= Input =
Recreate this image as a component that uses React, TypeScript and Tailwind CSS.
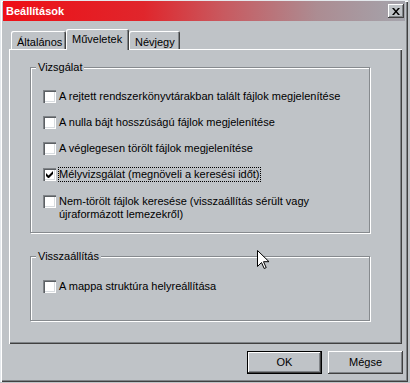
import type { ReactNode } from "react";

const raised =
  "shadow-[inset_-1px_-1px_0_#404040,inset_1px_1px_0_#ffffff,inset_-2px_-2px_0_#808488]";

function Checkbox({ checked = false }: { checked?: boolean }) {
  return (
    <span className="w-[13px] h-[13px] shrink-0 bg-white shadow-[inset_1px_1px_0_#808488,inset_2px_2px_0_#5c6064,inset_-1px_-1px_0_#ffffff,inset_-2px_-2px_0_#d8dce0] flex items-center justify-center">
      {checked && (
        <svg width="7" height="7" viewBox="0 0 7 7">
          <path d="M0 2v3l2 2h1l4-4V0L2.5 4.5z" fill="#000" />
        </svg>
      )}
    </span>
  );
}

function Row({ checked, focus, children }: { checked?: boolean; focus?: boolean; children: ReactNode }) {
  return (
    <div className="flex items-start gap-[3px]">
      <Checkbox checked={checked} />
      <span
        className={
          focus
            ? "leading-[13px] -mt-[1px] px-[1px] py-[1px] -ml-[1px] outline outline-1 outline-dotted outline-black -outline-offset-1"
            : "leading-[13px]"
        }
      >
        {children}
      </span>
    </div>
  );
}

function Group({ label, className, children }: { label: string; className: string; children: ReactNode }) {
  return (
    <div
      className={`relative border border-[#868a8e] shadow-[1px_1px_0_#ffffff,inset_1px_1px_0_#ffffff] ${className}`}
    >
      <span className="absolute left-[5px] -top-[7px] bg-[#bfc3c7] px-[2px] leading-[13px]">{label}</span>
      {children}
    </div>
  );
}

function Tab({ label, active, className }: { label: string; active?: boolean; className: string }) {
  return (
    <div
      className={`relative flex items-start rounded-t-[2px] bg-[#bfc3c7] shadow-[inset_1px_1px_0_#ffffff,inset_-1px_0_0_#404040,inset_-2px_0_0_#808488] ${className} ${
        active ? "h-[21px] z-10 -mb-[1px] pt-[4px] px-[6px]" : "h-[18px] pt-[5px] px-[6px]"
      }`}
    >
      <span className="leading-[13px]">{label}</span>
    </div>
  );
}

export default function App() {
  return (
    <div className="w-[410px] h-[383px] bg-[#bfc3c7] overflow-hidden relative font-['Liberation_Sans','DejaVu_Sans',sans-serif] text-[11px] text-black">
      <div className="w-[408px] h-[382px] pt-[1px] px-[3px] shadow-[inset_1px_1px_0_#e4e8ec,inset_2px_2px_0_#ffffff,inset_-1px_-1px_0_#404040,inset_-2px_-2px_0_#808488]">
        {/* title bar */}
        <div className="h-[20px] flex items-center justify-between pl-[3px] pr-[1px] bg-[linear-gradient(to_right,#ee0f16_0%,#e0262c_35%,#c85a60_55%,#ac8c92_78%,#a4a4ac_100%)]">
          <span className="font-bold text-white leading-[13px]">Beállítások</span>
          <div className={`w-[16px] h-[14px] bg-[#bfc3c7] flex items-center justify-center ${raised}`}>
            <svg width="8" height="7" viewBox="0 0 8 7">
              <path d="M0 0h2l2 2.5L6 0h2L5 3.5 8 7H6L4 4.5 2 7H0l3-3.5z" fill="#000" />
            </svg>
          </div>
        </div>

        {/* tabs */}
        <div className="mt-[8px] ml-[6px] flex items-end h-[20px]">
          <Tab label="Általános" className="ml-[2px] w-[55px]" />
          <Tab label="Műveletek" active className="w-[63px]" />
          <Tab label="Névjegy" className="w-[51px]" />
        </div>

        {/* tab panel */}
        <div className="ml-[6px] w-[393px] h-[295px] pt-[18px] pl-[21px] shadow-[inset_1px_1px_0_#ffffff,inset_-1px_-1px_0_#404040,inset_-2px_-2px_0_#808488]">
          <Group label="Vizsgálat" className="w-[340px] h-[166px] pt-[22px] pl-[12px]">
            <div className="flex flex-col gap-[13px]">
              <Row>A rejtett rendszerkönyvtárakban talált fájlok megjelenítése</Row>
              <Row>A nulla bájt hosszúságú fájlok megjelenítése</Row>
              <Row>A véglegesen törölt fájlok megjelenítése</Row>
              <Row checked focus>
                Mélyvizsgálat (megnöveli a keresési időt)
              </Row>
              <Row>
                Nem-törölt fájlok keresése (visszaállítás sérült vagy
                <br />
                újraformázott lemezekről)
              </Row>
            </div>
          </Group>
          <Group label="Visszaállítás" className="mt-[23px] w-[340px] h-[65px] pt-[23px] pl-[12px]">
            <Row>A mappa struktúra helyreállítása</Row>
          </Group>
        </div>

        {/* buttons */}
        <div className="mt-[7px] flex justify-end gap-[6px] pr-[2px]">
          <button className={`w-[75px] h-[23px] bg-[#bfc3c7] border border-black shadow-[inset_-1px_-1px_0_#404040,inset_1px_1px_0_#ffffff,inset_-2px_-2px_0_#808488] leading-[13px]`}>
            OK
          </button>
          <button className={`w-[75px] h-[23px] bg-[#bfc3c7] leading-[13px] ${raised}`}>Mégse</button>
        </div>
      </div>

      {/* mouse cursor */}
      <svg className="absolute left-[257px] top-[250px]" width="12" height="20" viewBox="0 0 12 20">
        <path d="M0.5 0.5v16l4-4 2.7 6 2-0.9-2.7-5.9h5.5z" fill="#fff" stroke="#000" strokeWidth="1" />
      </svg>
    </div>
  );
}
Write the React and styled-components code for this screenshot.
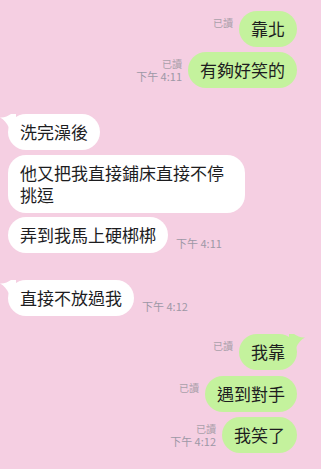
import React from 'react';
import styled, { createGlobalStyle } from 'styled-components';

const Global = createGlobalStyle`
  html, body {
    margin: 0;
    padding: 0;
    background: #f5cfe2;
  }
  body {
    font-family: "Noto Sans CJK TC", "Noto Sans", sans-serif;
  }
`;

const Chat = styled.div`
  width: 321px;
  height: 469px;
  box-sizing: border-box;
  padding: 11px 24px 0 8px;
  background: #f5cfe2;
  display: flex;
  flex-direction: column;
  overflow: hidden;
`;

const Row = styled.div`
  display: flex;
  justify-content: ${p => (p.$mine ? 'flex-end' : 'flex-start')};
  align-items: ${p => (p.$mine ? 'center' : 'flex-end')};
  gap: ${p => (p.$mine ? '6px' : '8px')};
  margin-top: ${p => p.$mt || 0}px;
`;

const Bubble = styled.div`
  position: relative;
  max-width: 213px;
  padding: 7px 12px;
  border-radius: 18px;
  background: ${p => (p.$mine ? '#c4f29d' : '#ffffff')};
  color: #1d1d1f;
  font-size: 17px;
  line-height: 22px;
  word-break: break-all;
`;

const Meta = styled.div`
  display: flex;
  flex-direction: column;
  align-items: ${p => (p.$mine ? 'flex-end' : 'flex-start')};
  min-height: ${p => (p.$mine ? '26px' : '0')};
  margin-bottom: ${p => (p.$mine ? '0' : '3px')};
`;

const Read = styled.span`
  display: block;
  font-size: 10px;
  line-height: 13px;
  color: #aaa0aa;
`;

const Time = styled.span`
  display: block;
  font-size: 11px;
  line-height: 13px;
  color: #9d98a6;
  white-space: nowrap;
`;

const Tail = styled.svg`
  position: absolute;
  top: 0;
  width: 16px;
  height: 14px;
  ${p => (p.$mine ? 'right: -8px; transform: scaleX(-1);' : 'left: -8px;')}
`;

const TailShape = ({ mine }) => (
  <Tail $mine={mine} viewBox="0 0 16 14">
    <path
      d="M0 3.5 C4 4, 8 2, 11 0 L16 0 L16 14 L9 14 C7 9, 4 5.5, 0 3.5 Z"
      fill={mine ? '#c4f29d' : '#ffffff'}
    />
  </Tail>
);

const Mine = ({ text, time, tail, mt }) => (
  <Row $mine $mt={mt}>
    <Meta $mine>
      <Read>已讀</Read>
      {time && <Time>{time}</Time>}
    </Meta>
    <Bubble $mine>
      {tail && <TailShape mine />}
      {text}
    </Bubble>
  </Row>
);

const Theirs = ({ text, time, tail, mt }) => (
  <Row $mt={mt}>
    <Bubble>
      {tail && <TailShape />}
      {text}
    </Bubble>
    {time && (
      <Meta>
        <Time>{time}</Time>
      </Meta>
    )}
  </Row>
);

export default function App() {
  return (
    <Chat>
      <Global />
      <Mine text="靠北" />
      <Mine text="有夠好笑的" time="下午 4:11" mt={5} />
      <Theirs text="洗完澡後" tail mt={26} />
      <Theirs text="他又把我直接鋪床直接不停挑逗" mt={5} />
      <Theirs text="弄到我馬上硬梆梆" time="下午 4:11" mt={4} />
      <Theirs text="直接不放過我" time="下午 4:12" tail mt={27} />
      <Mine text="我靠" tail mt={18} />
      <Mine text="遇到對手" mt={6} />
      <Mine text="我笑了" time="下午 4:12" mt={5} />
    </Chat>
  );
}
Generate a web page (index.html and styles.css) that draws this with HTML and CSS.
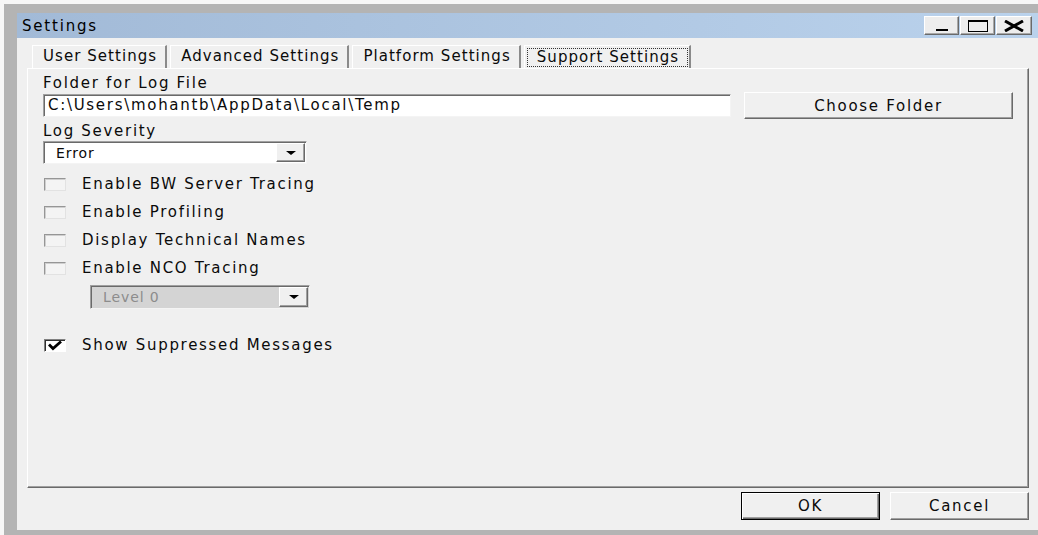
FILE: index.html
```html
<!DOCTYPE html>
<html>
<head>
<meta charset="utf-8">
<title>Settings</title>
<link rel="stylesheet" href="styles.css">
</head>
<body>
<div class="frame">
  <div class="window">
    <div class="titlebar">
      <span class="title">Settings</span>
      <div class="caption-buttons">
        <div class="cap-btn cap-min">
          <svg width="12" height="2" viewBox="0 0 12 2"><rect width="12" height="2" fill="#000"/></svg>
        </div>
        <div class="cap-btn cap-max">
          <svg width="20" height="12" viewBox="0 0 20 12"><rect x="0.5" y="1" width="19" height="10.5" fill="none" stroke="#000" stroke-width="1"/><rect x="0" y="0" width="20" height="2" fill="#000"/></svg>
        </div>
        <div class="cap-btn cap-close">
          <svg width="24" height="12" viewBox="0 0 24 12"><path d="M3 1 L21 11 M21 1 L3 11" stroke="#000" stroke-width="3" fill="none"/></svg>
        </div>
      </div>
    </div>

    <div class="content">
      <div class="tabs">
        <div class="tab">User Settings</div>
        <div class="tab">Advanced Settings</div>
        <div class="tab">Platform Settings</div>
        <div class="tab tab-active"><span class="focus-ring">Support Settings</span></div>
      </div>

      <div class="panel">
        <div class="label">Folder for Log File</div>
        <div class="folder-row">
          <div class="textbox">C:\Users\mohantb\AppData\Local\Temp</div>
          <div class="btn btn-choose">Choose Folder</div>
        </div>

        <div class="label label-gap">Log Severity</div>
        <div class="combo combo-severity">
          <span class="combo-text">Error</span>
          <span class="combo-arrow"><svg width="10" height="4" viewBox="0 0 10 4"><path d="M0 0 H10 L5 4 Z" fill="#000"/></svg></span>
        </div>

        <div class="check-list">
          <div class="check-row"><span class="checkbox"></span><span>Enable BW Server Tracing</span></div>
          <div class="check-row"><span class="checkbox"></span><span>Enable Profiling</span></div>
          <div class="check-row"><span class="checkbox"></span><span>Display Technical Names</span></div>
          <div class="check-row"><span class="checkbox"></span><span>Enable NCO Tracing</span></div>
        </div>

        <div class="combo combo-level is-disabled">
          <span class="combo-text">Level 0</span>
          <span class="combo-arrow"><svg width="10" height="4" viewBox="0 0 10 4"><path d="M0 0 H10 L5 4 Z" fill="#000"/></svg></span>
        </div>

        <div class="check-row check-suppressed">
          <span class="checkbox is-checked"><svg width="20" height="11" viewBox="0 0 20 11"><path d="M4 4.5 L8 8.5 L16 1.5" stroke="#000" stroke-width="2.8" fill="none"/></svg></span>
          <span>Show Suppressed Messages</span>
        </div>
      </div>

      <div class="actions">
        <div class="btn btn-ok">OK</div>
        <div class="btn btn-cancel">Cancel</div>
      </div>
    </div>
  </div>
</div>
</body>
</html>
```

FILE: styles.css
```css
* {
  box-sizing: border-box;
}

html,
body {
  margin: 0;
  height: 100%;
}

body {
  background: #f7f7f7;
  font-family: "DejaVu Sans", "Liberation Sans", sans-serif;
  font-size: 15px;
  letter-spacing: 1.7px;
  color: #0a0a0a;
  overflow: hidden;
}

/* outer desktop frame around the dialog */
.frame {
  margin: 4px 0 0 4px;
  height: 531px;
  padding: 9px 0 5px 13px;
  background: #b4b4b4;
}

.window {
  height: 100%;
  display: flex;
  flex-direction: column;
  background: #f0f0f0;
}

/* title bar */
.titlebar {
  flex: none;
  height: 25px;
  display: flex;
  justify-content: space-between;
  align-items: center;
  padding: 0 6px 0 5px;
  background: linear-gradient(to right, #a2bad7, #bad2ec);
}

.title {
  line-height: 18px;
  letter-spacing: 1.8px;
  color: #000;
}

.caption-buttons {
  align-self: flex-start;
  margin-top: 3px;
  display: flex;
  gap: 1px;
}

.cap-btn {
  width: 35px;
  height: 19px;
  display: flex;
  justify-content: center;
  background: #ededed;
  border: 1px solid;
  border-color: #fff #6a6a6a #6a6a6a #fff;
  box-shadow: inset -1px -1px 0 #a8a8a8;
}

.cap-min {
  align-items: flex-end;
  padding-bottom: 3px;
}

.cap-max {
  align-items: flex-start;
  padding-top: 3px;
}

.cap-close {
  align-items: center;
  width: 36px;
}

/* dialog body */
.content {
  flex: 1;
  min-height: 0;
  display: flex;
  flex-direction: column;
  padding: 7px 9px 10px 10px;
}

.tabs {
  flex: none;
  height: 23px;
  display: flex;
  gap: 3px;
  margin-left: 5px;
}

.tab {
  padding: 0 8px 0 10px;
  line-height: 21px;
  letter-spacing: 1.05px;
  border-top: 1px solid #fff;
  border-left: 1px solid #fff;
  border-right: 2px solid #8a8a8a;
}

.tab-active {
  padding: 0 1px 0 2px;
  display: flex;
  align-items: center;
}

.focus-ring {
  display: block;
  padding: 0 9px 0 10px;
  line-height: 19px;
  outline: 1px dotted #333;
  outline-offset: -1px;
}

.panel {
  flex: 1;
  display: flex;
  flex-direction: column;
  align-items: flex-start;
  padding: 5px 15px 0 15px;
  border-top: 1px solid #fff;
  border-left: 1px solid #fff;
  border-right: 1px solid #6a6a6a;
  border-bottom: 1px solid #6a6a6a;
  box-shadow: inset -1px -1px 0 #a0a0a0;
}

.label {
  line-height: 18px;
}

.label-gap {
  margin-top: 3px;
}

.folder-row {
  align-self: stretch;
  height: 27px;
  display: flex;
  align-items: center;
  gap: 13px;
}

.textbox {
  flex: 1;
  height: 23px;
  padding-left: 4px;
  line-height: 20px;
  background: #fff;
  border: 1px solid;
  border-color: #a0a0a0 #f4f4f4 #f4f4f4 #a0a0a0;
  box-shadow: inset 1px 1px 0 #6a6a6a;
  white-space: nowrap;
  overflow: hidden;
}

/* push buttons */
.btn {
  display: flex;
  justify-content: center;
  align-items: center;
  height: 28px;
  background: #f0f0f0;
  border: 1px solid;
  border-color: #fff #6a6a6a #6a6a6a #fff;
  box-shadow: inset -1px -1px 0 #a0a0a0;
}

.btn-choose {
  width: 269px;
  height: 27px;
}

/* drop-down lists */
.combo {
  display: flex;
  align-items: center;
  justify-content: space-between;
  background: #fff;
  border: 1px solid;
  border-color: #a0a0a0 #f4f4f4 #f4f4f4 #a0a0a0;
  box-shadow: inset 1px 1px 0 #6a6a6a;
  padding: 1px 1px 1px 2px;
  font-size: 14px;
  letter-spacing: 0.9px;
}

.combo-text {
  padding-left: 10px;
}

.combo-arrow {
  width: 29px;
  align-self: stretch;
  display: flex;
  align-items: center;
  justify-content: center;
  background: #f0f0f0;
  border: 1px solid;
  border-color: #fff #6a6a6a #6a6a6a #fff;
  box-shadow: inset -1px -1px 0 #a0a0a0;
}

.combo-severity {
  width: 264px;
  height: 23px;
  margin-top: 1px;
}

.combo-level {
  width: 220px;
  height: 24px;
  margin: 3px 0 0 47px;
}

.combo.is-disabled {
  background: #d4d4d4;
  color: #8c8c8c;
}

/* check boxes */
.check-list {
  margin-top: 6px;
  display: flex;
  flex-direction: column;
}

.check-row {
  height: 28px;
  display: flex;
  align-items: center;
}

.checkbox {
  width: 22px;
  height: 13px;
  margin: 0 16px 0 1px;
  display: flex;
  align-items: center;
  justify-content: center;
  background: #f4f4f4;
  border: 1px solid;
  border-color: #969696 #e2e2e2 #e2e2e2 #969696;
  box-shadow: inset 1px 1px 0 #cfcfcf;
}

.checkbox.is-checked {
  background: #fff;
  border-color: #808080 #fff #fff #808080;
  box-shadow: inset 1px 1px 0 #303030;
}

.check-suppressed {
  margin-top: 22px;
}

/* dialog buttons */
.actions {
  flex: none;
  margin-top: 4px;
  display: flex;
  justify-content: flex-end;
  gap: 10px;
}

.btn-ok,
.btn-cancel {
  width: 139px;
}

.btn-ok {
  border: 1px solid #000;
  box-shadow: inset 1px 1px 0 #fff, inset -1px -1px 0 #6a6a6a, inset -2px -2px 0 #a0a0a0;
}
```
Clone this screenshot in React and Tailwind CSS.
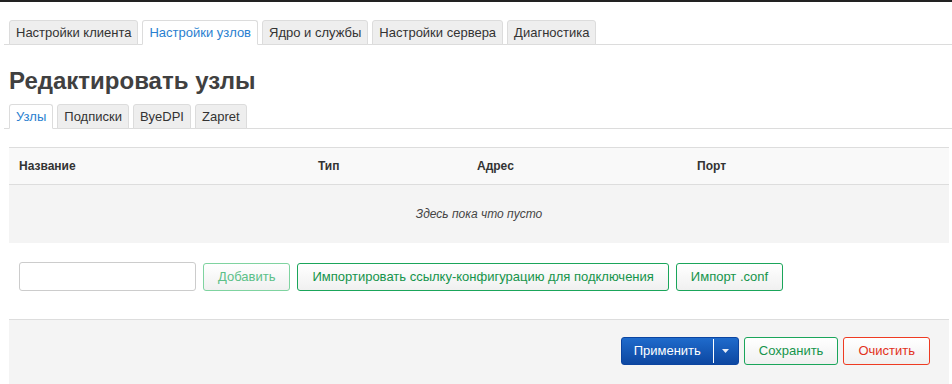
import React from "react";

const font = { fontFamily: '"Liberation Sans", Arial, sans-serif' };

function Tab({ label, active }) {
  return (
    <div
      className={
        "h-[25px] px-[6px] flex items-center text-[13px] rounded-t-[3px] border border-[#dcdcdc] -mb-px " +
        (active
          ? "bg-white text-[#2a7fd0] border-b-white"
          : "bg-[#eeeeee] text-[#333]")
      }
    >
      {label}
    </div>
  );
}

function GreenBtn({ children, light }) {
  return (
    <button
      className={
        "h-[28px] px-[14px] rounded-[3px] border text-[13px] bg-gradient-to-b from-white to-[#f0f0f0] " +
        (light
          ? "border-[#7fd3a0] text-[#5cc088]"
          : "border-[#1aa55a] text-[#15944b]")
      }
    >
      {children}
    </button>
  );
}

export default function App() {
  return (
    <div className="w-[952px] h-[384px] bg-white overflow-hidden" style={font}>
      <div className="h-[2px] bg-[#222]" />
      <div className="pl-[4px] pt-[18px]">
        <div className="flex gap-[4px] pl-[5px] border-b border-[#dcdcdc]">
          <Tab label="Настройки клиента" />
          <Tab label="Настройки узлов" active />
          <Tab label="Ядро и службы" />
          <Tab label="Настройки сервера" />
          <Tab label="Диагностика" />
        </div>
      </div>
      <div className="pl-[9px] pr-[3px]">
        <h2 className="mt-[22px] text-[24px] leading-[28px] font-bold text-[#404040]">
          Редактировать узлы
        </h2>
      </div>
      <div className="pl-[4px] mt-[9px]">
        <div className="flex gap-[4px] pl-[5px] border-b border-[#dcdcdc]">
          <Tab label="Узлы" active />
          <Tab label="Подписки" />
          <Tab label="ByeDPI" />
          <Tab label="Zapret" />
        </div>
      </div>
      <div className="pl-[9px] pr-[3px]">
        <div className="mt-[18px] border-t border-[#dddddd]">
          <div className="grid grid-cols-[299px_159px_220px_1fr] h-[37px] items-center bg-[#f9f9f9] border-b border-[#dddddd] text-[12px] font-bold text-[#333]">
            <div className="pl-[10px]">Название</div>
            <div className="pl-[10px]">Тип</div>
            <div className="pl-[10px]">Адрес</div>
            <div className="pl-[10px]">Порт</div>
          </div>
          <div className="h-[58px] bg-[#f4f4f4] flex items-center justify-center text-[12px] italic text-[#444]">
            Здесь пока что пусто
          </div>
        </div>
        <div className="flex items-center gap-[7px] pl-[10px] mt-[19px]">
          <input className="w-[177px] h-[29px] rounded-[3px] border border-[#cccccc] bg-white" />
          <GreenBtn light>Добавить</GreenBtn>
          <GreenBtn>Импортировать ссылку-конфигурацию для подключения</GreenBtn>
          <GreenBtn>Импорт .conf</GreenBtn>
        </div>
        <div className="mt-[28px] h-[70px] bg-[#f4f4f4] border-t border-[#dddddd] flex justify-end items-start pt-[17px] pr-[19px] gap-[5px]">
          <div className="flex h-[28px] rounded-[3px] border border-[#0b44a0] bg-gradient-to-b from-[#1f6bcc] to-[#0d47a1] text-white text-[13px]">
            <div className="px-[12px] flex items-center">Применить</div>
            <div className="w-px bg-white my-[1px]" />
            <div className="w-[24px] flex items-center justify-center">
              <svg width="7" height="4" viewBox="0 0 7 4">
                <path d="M0 0h7L3.5 4z" fill="#e8eef8" />
              </svg>
            </div>
          </div>
          <button className="h-[28px] px-[14px] rounded-[3px] border border-[#1aa55a] text-[#15944b] text-[13px] bg-gradient-to-b from-white to-[#f0f0f0]">
            Сохранить
          </button>
          <button className="h-[28px] px-[14px] rounded-[3px] border border-[#ee3b22] text-[#e2321c] text-[13px] bg-gradient-to-b from-white to-[#f0f0f0]">
            Очистить
          </button>
        </div>
      </div>
    </div>
  );
}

= Your goal =
Only a number is wanted here: how many lines in the data above include the string "styles"?

= Problem solution =
3